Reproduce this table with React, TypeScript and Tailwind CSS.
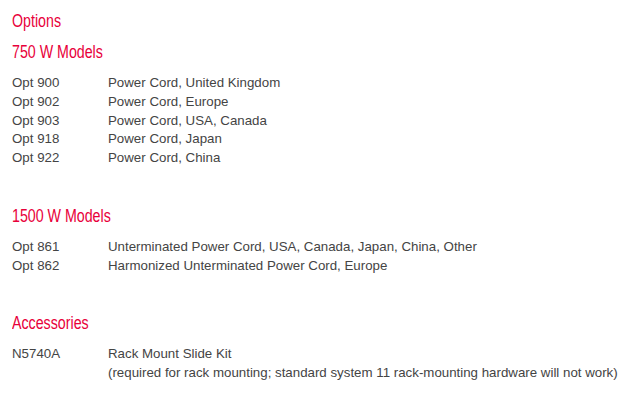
export default function App() {
  const heading = "origin-left scale-x-[0.79] text-[18px] leading-[20px] text-[#e8003a] whitespace-nowrap";
  const row = "flex text-[13.3px] leading-[18.75px] text-[#444444]";

  const models750 = [
    ["Opt 900", "Power Cord, United Kingdom"],
    ["Opt 902", "Power Cord, Europe"],
    ["Opt 903", "Power Cord, USA, Canada"],
    ["Opt 918", "Power Cord, Japan"],
    ["Opt 922", "Power Cord, China"],
  ];
  const models1500 = [
    ["Opt 861", "Unterminated Power Cord, USA, Canada, Japan, China, Other"],
    ["Opt 862", "Harmonized Unterminated Power Cord, Europe"],
  ];

  return (
    <div className="w-[637px] h-[401px] bg-white px-3 pt-[11px] [font-family:'Liberation_Sans',Arial,sans-serif]">
      <div className="flex"><h1 className={heading}>Options</h1></div>
      <div className="flex mt-[11px]"><h2 className={heading}>750 W Models</h2></div>
      <div className="mt-[12px]">
        {models750.map(([code, desc]) => (
          <div key={code} className={row}>
            <span className="w-[96px] shrink-0">{code}</span>
            <span>{desc}</span>
          </div>
        ))}
      </div>
      <div className="flex mt-[38px]"><h2 className={heading}>1500 W Models</h2></div>
      <div className="mt-[12px]">
        {models1500.map(([code, desc]) => (
          <div key={code} className={row}>
            <span className="w-[96px] shrink-0">{code}</span>
            <span>{desc}</span>
          </div>
        ))}
      </div>
      <div className="flex mt-[38px]"><h2 className={heading}>Accessories</h2></div>
      <div className={`${row} mt-[12px]`}>
        <span className="w-[96px] shrink-0">N5740A</span>
        <span>
          Rack Mount Slide Kit
          <br />
          (required for rack mounting; standard system 11 rack-mounting hardware will not work)
        </span>
      </div>
    </div>
  );
}
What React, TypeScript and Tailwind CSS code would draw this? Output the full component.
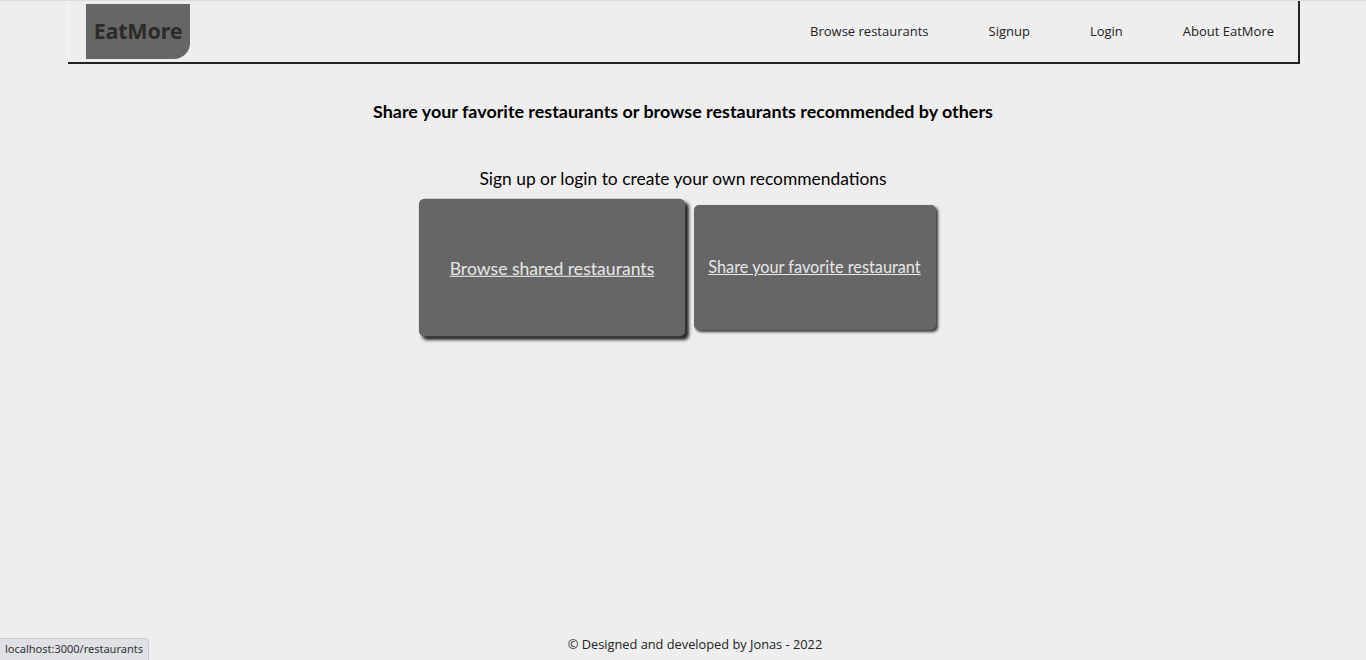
import React from "react";

export default function App() {
  const navFont = { fontFamily: '"Open Sans", "Noto Sans", sans-serif' };
  return (
    <div className="relative min-h-screen h-[660px] flex flex-col bg-[#eeeeee] border-t border-[#dcdcdc] overflow-hidden" style={navFont}>
      <header className="mx-[68px] h-[61px] flex items-stretch justify-between border-l border-[#f8f8f8] shadow-[1px_1px_0_1px_#222]">
        <div className="ml-[17px] mt-[3px] mb-[3px] w-[104px] bg-[#666666] rounded-br-[16px] flex items-center justify-center">
          <span className="text-[21.5px] font-bold text-[#2b2b2b] tracking-[-0.2px]" style={{ fontFamily: '"Noto Sans", sans-serif' }}>EatMore</span>
        </div>
        <nav className="flex items-center gap-[60px] pr-[24px] text-[13px] text-[#222]">
          <a>Browse restaurants</a>
          <a>Signup</a>
          <a>Login</a>
          <a>About EatMore</a>
        </nav>
      </header>

      <main className="flex flex-col items-center" style={{ fontFamily: '"Lato", "Noto Sans", sans-serif' }}>
        <h1 className="mt-[37px] text-[17.9px] font-bold text-black leading-[24px]">
          Share your favorite restaurants or browse restaurants recommended by others
        </h1>
        <p className="mt-[44px] text-[17.4px] text-black leading-[24px]">
          Sign up or login to create your own recommendations
        </p>
        <div className="mt-[14px] flex gap-[21px] items-start">
          <div className="w-[242px] h-[125px] bg-[#666666] rounded-[5px] flex items-center justify-center scale-110 shadow-[3px_3px_3px_#2a2a2a]">
            <a className="text-[16px] text-[#e8e8e8] underline">Browse shared restaurants</a>
          </div>
          <div className="w-[242px] h-[125px] bg-[#666666] rounded-[5px] flex items-center justify-center shadow-[2px_2px_3px_#333]">
            <a className="text-[16.3px] text-[#e8e8e8] underline">Share your favorite restaurant</a>
          </div>
        </div>
      </main>

      <footer className="mt-auto h-[30px] pl-[24px] flex items-center justify-center text-[12.8px] text-[#222]">
        © Designed and developed by Jonas - 2022
      </footer>

      <div className="absolute left-0 bottom-0 h-[22px] px-[5px] flex items-center bg-[#dfe1e5] border-t border-r border-[#c9ccd1] rounded-tr-[4px] text-[11px] text-[#333]" style={{ fontFamily: '"Noto Sans", sans-serif' }}>
        localhost:3000/restaurants
      </div>
    </div>
  );
}
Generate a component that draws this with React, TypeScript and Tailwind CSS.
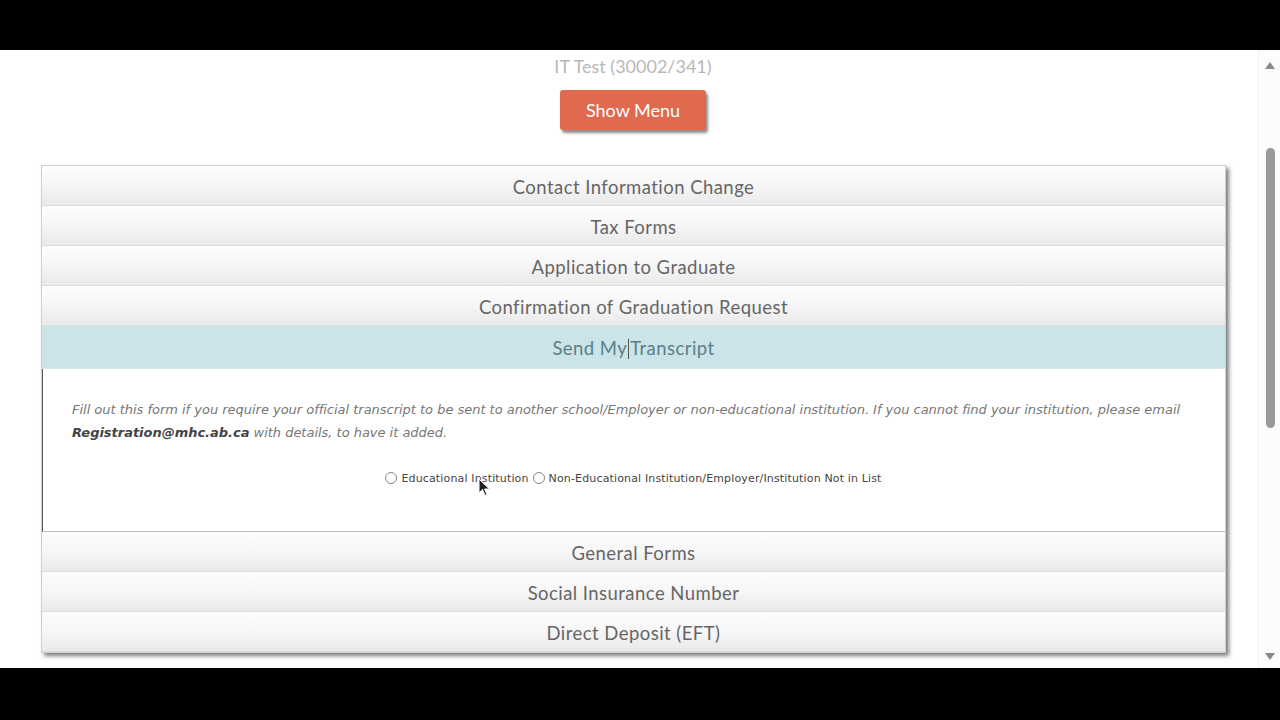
import React from "react";

const rowsTop = [
  "Contact Information Change",
  "Tax Forms",
  "Application to Graduate",
  "Confirmation of Graduation Request",
];
const rowsBottom = ["General Forms", "Social Insurance Number", "Direct Deposit (EFT)"];

function Row({ label }: { label: string }) {
  return (
    <div className="h-[40px] pt-[4px] flex items-center justify-center border-b border-[#dcdcdc] bg-gradient-to-b from-[#fdfdfd] via-[#f6f6f6] to-[#e9e9e9] text-[18.5px] text-[#666] font-['Lato',sans-serif] tracking-[0.45px]">
      {label}
    </div>
  );
}

export default function App() {
  return (
    <div className="h-[720px] w-[1280px] bg-black flex flex-col overflow-hidden">
      <div className="h-[50px] bg-black" />
      <div className="h-[618px] bg-white flex">
        <div className="flex-1 relative">
          <div className="mt-[5px] h-[22px] flex items-center justify-center text-[18px] text-[#b8b8b8] font-['Lato',sans-serif] w-[1184px] ml-[41px]">
            IT Test (30002/341)
          </div>
          <div className="w-[1184px] ml-[41px] flex justify-center mt-[13px]">
            <div className="w-[146px] h-[40px] bg-[#df6a50] rounded-[3px] shadow-[2px_3px_3px_rgba(0,0,0,0.45)] flex items-center justify-center text-white text-[18px] font-['Lato',sans-serif]">
              Show Menu
            </div>
          </div>
          <div className="w-[1185px] ml-[41px] mt-[35px] border border-[#cfcfcf] shadow-[3px_3px_4px_rgba(0,0,0,0.5)] bg-white">
            {rowsTop.map((r) => (
              <Row key={r} label={r} />
            ))}
            <div className="h-[43px] pt-[3px] flex items-center justify-center bg-[#cae4e9] border-b border-[#d6e8ec] text-[18.5px] text-[#5c7f87] font-['Lato',sans-serif] tracking-[0.45px]">
              <span>Send My</span>
              <span className="inline-block w-[1px] h-[20px] bg-[#555] mx-[1px]" />
              <span>Transcript</span>
            </div>
            <div className="h-[163px] border-l border-[#555] border-b border-b-[#bbb] pl-[29px] pr-[30px] pt-[29px]">
              <p className="text-[13px] leading-[23px] italic text-[#777] font-['DejaVu_Sans',sans-serif] tracking-[-0.02px] whitespace-nowrap">
                Fill out this form if you require your official transcript to be sent to another school/Employer or non-educational institution. If you cannot find your institution, please email
                <br />
                <span className="font-bold text-[#444]">Registration@mhc.ab.ca</span> with details, to have it added.
              </p>
              <div className="mt-[27px] flex justify-center items-center text-[11px] text-[#444] font-['DejaVu_Sans',sans-serif] tracking-[0.15px]">
                <span className="inline-block w-[12px] h-[12px] rounded-full border border-[#888] bg-white mr-[4px] -mt-[3px]" />
                <span className="mr-[4px]">Educational Institution</span>
                <span className="inline-block w-[12px] h-[12px] rounded-full border border-[#888] bg-white mr-[4px] -mt-[3px]" />
                <span>Non-Educational Institution/Employer/Institution Not in List</span>
              </div>
            </div>
            {rowsBottom.map((r) => (
              <Row key={r} label={r} />
            ))}
          </div>
          <svg className="absolute left-[478px] top-[428px]" width="13" height="19" viewBox="0 0 13 19">
            <path d="M1 1 L1 15 L4.5 11.5 L7 17.5 L9 16.6 L6.6 11 L11.5 11 Z" fill="#222" stroke="#fff" strokeWidth="1" />
          </svg>
        </div>
        <div className="w-[22px] border-l border-[#f0f0f0] bg-[#fcfcfc] flex flex-col items-center">
          <svg className="mt-[12px]" width="10" height="7" viewBox="0 0 10 7">
            <path d="M5 0 L10 7 L0 7 Z" fill="#8a8a8a" />
          </svg>
          <div className="mt-[79px] w-[9px] h-[280px] rounded-full bg-[#999] ml-[1px]" />
          <div className="flex-1" />
          <svg className="mb-[8px]" width="10" height="7" viewBox="0 0 10 7">
            <path d="M0 0 L10 0 L5 7 Z" fill="#8a8a8a" />
          </svg>
        </div>
      </div>
      <div className="h-[52px] bg-black" />
    </div>
  );
}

*-*-*

**AIM OF THE TASK**. Extract all lines of the records above that include "React".

**THE REPLY**.
Reproduce this table with React, TypeScript and Tailwind CSS.
What React, TypeScript and Tailwind CSS code would draw this? Output the full component.
import React from "react";
Generate a component that draws this with React, TypeScript and Tailwind CSS.
import React from "react";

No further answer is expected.